**GIVEN TASK**
Copy out the listing that follows exactly, dropping every picture.

**DATA PROVIDED**
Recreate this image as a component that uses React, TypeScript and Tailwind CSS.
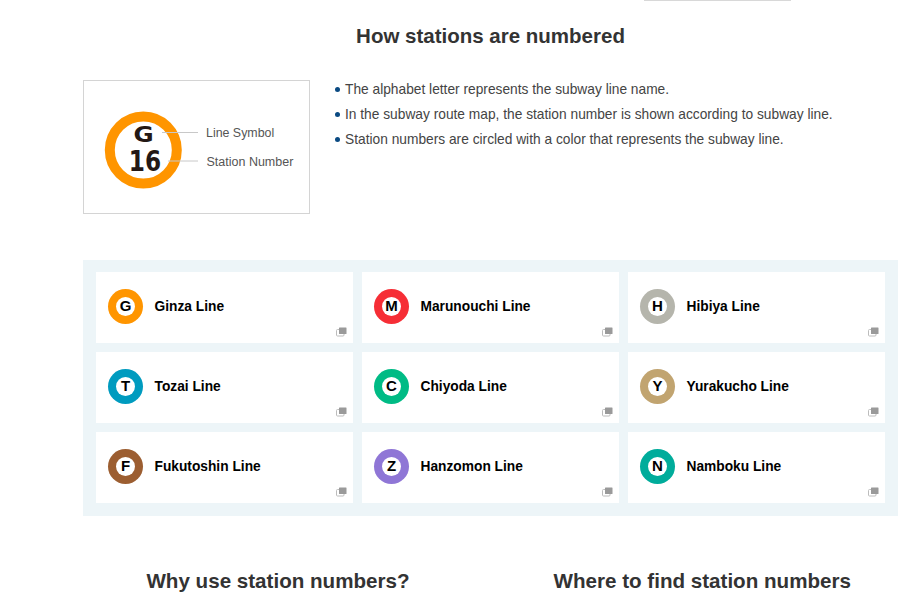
const lines = [
  { letter: "G", name: "Ginza Line", color: "bg-[#ff9500]" },
  { letter: "M", name: "Marunouchi Line", color: "bg-[#f62e36]" },
  { letter: "H", name: "Hibiya Line", color: "bg-[#b5b5ac]" },
  { letter: "T", name: "Tozai Line", color: "bg-[#009bbf]" },
  { letter: "C", name: "Chiyoda Line", color: "bg-[#00bb85]" },
  { letter: "Y", name: "Yurakucho Line", color: "bg-[#c1a470]" },
  { letter: "F", name: "Fukutoshin Line", color: "bg-[#9c5e31]" },
  { letter: "Z", name: "Hanzomon Line", color: "bg-[#8f76d6]" },
  { letter: "N", name: "Namboku Line", color: "bg-[#00ac9b]" },
];

const notes = [
  "The alphabet letter represents the subway line name.",
  "In the subway route map, the station number is shown according to subway line.",
  "Station numbers are circled with a color that represents the subway line.",
];

function WindowIcon() {
  return (
    <svg width="11" height="10" viewBox="0 0 11 10" className="absolute right-[6px] bottom-[6px]">
      <rect x="0.5" y="2.5" width="7.5" height="6.5" rx="1" fill="#fff" stroke="#bcbcbc" />
      <rect x="3" y="0.5" width="7.5" height="6.5" rx="0.5" fill="#9a9a9a" />
    </svg>
  );
}

function NumberDiagram() {
  return (
    <div className="w-[227px] h-[134px] border border-[#d4d4d4] shrink-0">
      <svg width="225" height="132" viewBox="0 0 225 132">
        <circle cx="59.3" cy="69" r="33.5" fill="#fff" stroke="#ff9500" strokeWidth="10" />
        <path d="M78 51.5h36M84 80h30" stroke="#c8c8c8" strokeWidth="1" fill="none" />
        <text
          transform="translate(59.5 60.5) scale(1.2 1)"
          textAnchor="middle"
          fontSize="20.5"
          fontWeight="700"
          fill="#231815"
          fontFamily="'DejaVu Sans', sans-serif"
        >
          G
        </text>
        <text
          transform="translate(61 90) scale(0.83 1)"
          textAnchor="middle"
          fontSize="28"
          fontWeight="700"
          fill="#231815"
          fontFamily="'DejaVu Sans', sans-serif"
        >
          16
        </text>
        <text x="122" y="56" fontSize="12.4" fill="#555" fontFamily="'Liberation Sans', sans-serif">
          Line Symbol
        </text>
        <text x="122.5" y="85" fontSize="12.5" fill="#555" fontFamily="'Liberation Sans', sans-serif">
          Station Number
        </text>
      </svg>
    </div>
  );
}

export default function App() {
  return (
    <div className="relative w-[910px] h-[607px] overflow-hidden bg-white pl-[83px] pr-[12px] font-['Liberation_Sans',sans-serif]">
      <div className="absolute left-[644px] top-0 w-[147px] h-[1px] bg-[#d8d8d8]" />

      <h2 className="pt-[23px] text-center text-[20.5px] leading-[26px] font-bold text-[#333]">
        How stations are numbered
      </h2>

      <div className="flex mt-[31px]">
        <NumberDiagram />
        <ul className="ml-[25px] -mt-[3px] text-[13.75px] leading-[25px] text-[#444]">
          {notes.map((note) => (
            <li key={note} className="flex items-center">
              <span className="w-[5px] h-[5px] rounded-full bg-[#0a4a82] mr-[5px]" />
              {note}
            </li>
          ))}
        </ul>
      </div>

      <div className="grid grid-cols-3 gap-[9px] mt-[46px] px-[13px] pt-[12px] pb-[13px] bg-[#edf5f8]">
        {lines.map((line) => (
          <div key={line.letter} className="relative flex items-center h-[71px] pl-[12px] pb-[2px] bg-white">
            <span className={`flex items-center justify-center w-[35px] h-[35px] rounded-full ${line.color}`}>
              <span className="flex items-center justify-center w-[19px] h-[19px] rounded-full bg-white text-[15px] font-bold text-black">
                {line.letter}
              </span>
            </span>
            <span className="ml-[11.5px] pt-[2px] text-[13.75px] font-bold text-black">{line.name}</span>
            <WindowIcon />
          </div>
        ))}
      </div>

      <div className="grid grid-cols-2 mt-[52px] text-[20.6px] leading-[26px] font-bold text-[#333]">
        <h2 className="text-center -ml-[12px] w-[414px]">Why use station numbers?</h2>
        <h2 className="text-center pl-[16px]">Where to find station numbers</h2>
      </div>
    </div>
  );
}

**RESULT FOR THIS EXERCISE**
Recreate this image as a component that uses React, TypeScript and Tailwind CSS.
const lines = [
  { letter: "G", name: "Ginza Line", color: "bg-[#ff9500]" },
  { letter: "M", name: "Marunouchi Line", color: "bg-[#f62e36]" },
  { letter: "H", name: "Hibiya Line", color: "bg-[#b5b5ac]" },
  { letter: "T", name: "Tozai Line", color: "bg-[#009bbf]" },
  { letter: "C", name: "Chiyoda Line", color: "bg-[#00bb85]" },
  { letter: "Y", name: "Yurakucho Line", color: "bg-[#c1a470]" },
  { letter: "F", name: "Fukutoshin Line", color: "bg-[#9c5e31]" },
  { letter: "Z", name: "Hanzomon Line", color: "bg-[#8f76d6]" },
  { letter: "N", name: "Namboku Line", color: "bg-[#00ac9b]" },
];

const notes = [
  "The alphabet letter represents the subway line name.",
  "In the subway route map, the station number is shown according to subway line.",
  "Station numbers are circled with a color that represents the subway line.",
];

function WindowIcon() {
  return (
    <svg width="11" height="10" viewBox="0 0 11 10" className="absolute right-[6px] bottom-[6px]">
      <rect x="0.5" y="2.5" width="7.5" height="6.5" rx="1" fill="#fff" stroke="#bcbcbc" />
      <rect x="3" y="0.5" width="7.5" height="6.5" rx="0.5" fill="#9a9a9a" />
    </svg>
  );
}

function NumberDiagram() {
  return (
    <div className="w-[227px] h-[134px] border border-[#d4d4d4] shrink-0">
      <svg width="225" height="132" viewBox="0 0 225 132">
        <circle cx="59.3" cy="69" r="33.5" fill="#fff" stroke="#ff9500" strokeWidth="10" />
        <path d="M78 51.5h36M84 80h30" stroke="#c8c8c8" strokeWidth="1" fill="none" />
        <text
          transform="translate(59.5 60.5) scale(1.2 1)"
          textAnchor="middle"
          fontSize="20.5"
          fontWeight="700"
          fill="#231815"
          fontFamily="'DejaVu Sans', sans-serif"
        >
          G
        </text>
        <text
          transform="translate(61 90) scale(0.83 1)"
          textAnchor="middle"
          fontSize="28"
          fontWeight="700"
          fill="#231815"
          fontFamily="'DejaVu Sans', sans-serif"
        >
          16
        </text>
        <text x="122" y="56" fontSize="12.4" fill="#555" fontFamily="'Liberation Sans', sans-serif">
          Line Symbol
        </text>
        <text x="122.5" y="85" fontSize="12.5" fill="#555" fontFamily="'Liberation Sans', sans-serif">
          Station Number
        </text>
      </svg>
    </div>
  );
}

export default function App() {
  return (
    <div className="relative w-[910px] h-[607px] overflow-hidden bg-white pl-[83px] pr-[12px] font-['Liberation_Sans',sans-serif]">
      <div className="absolute left-[644px] top-0 w-[147px] h-[1px] bg-[#d8d8d8]" />

      <h2 className="pt-[23px] text-center text-[20.5px] leading-[26px] font-bold text-[#333]">
        How stations are numbered
      </h2>

      <div className="flex mt-[31px]">
        <NumberDiagram />
        <ul className="ml-[25px] -mt-[3px] text-[13.75px] leading-[25px] text-[#444]">
          {notes.map((note) => (
            <li key={note} className="flex items-center">
              <span className="w-[5px] h-[5px] rounded-full bg-[#0a4a82] mr-[5px]" />
              {note}
            </li>
          ))}
        </ul>
      </div>

      <div className="grid grid-cols-3 gap-[9px] mt-[46px] px-[13px] pt-[12px] pb-[13px] bg-[#edf5f8]">
        {lines.map((line) => (
          <div key={line.letter} className="relative flex items-center h-[71px] pl-[12px] pb-[2px] bg-white">
            <span className={`flex items-center justify-center w-[35px] h-[35px] rounded-full ${line.color}`}>
              <span className="flex items-center justify-center w-[19px] h-[19px] rounded-full bg-white text-[15px] font-bold text-black">
                {line.letter}
              </span>
            </span>
            <span className="ml-[11.5px] pt-[2px] text-[13.75px] font-bold text-black">{line.name}</span>
            <WindowIcon />
          </div>
        ))}
      </div>

      <div className="grid grid-cols-2 mt-[52px] text-[20.6px] leading-[26px] font-bold text-[#333]">
        <h2 className="text-center -ml-[12px] w-[414px]">Why use station numbers?</h2>
        <h2 className="text-center pl-[16px]">Where to find station numbers</h2>
      </div>
    </div>
  );
}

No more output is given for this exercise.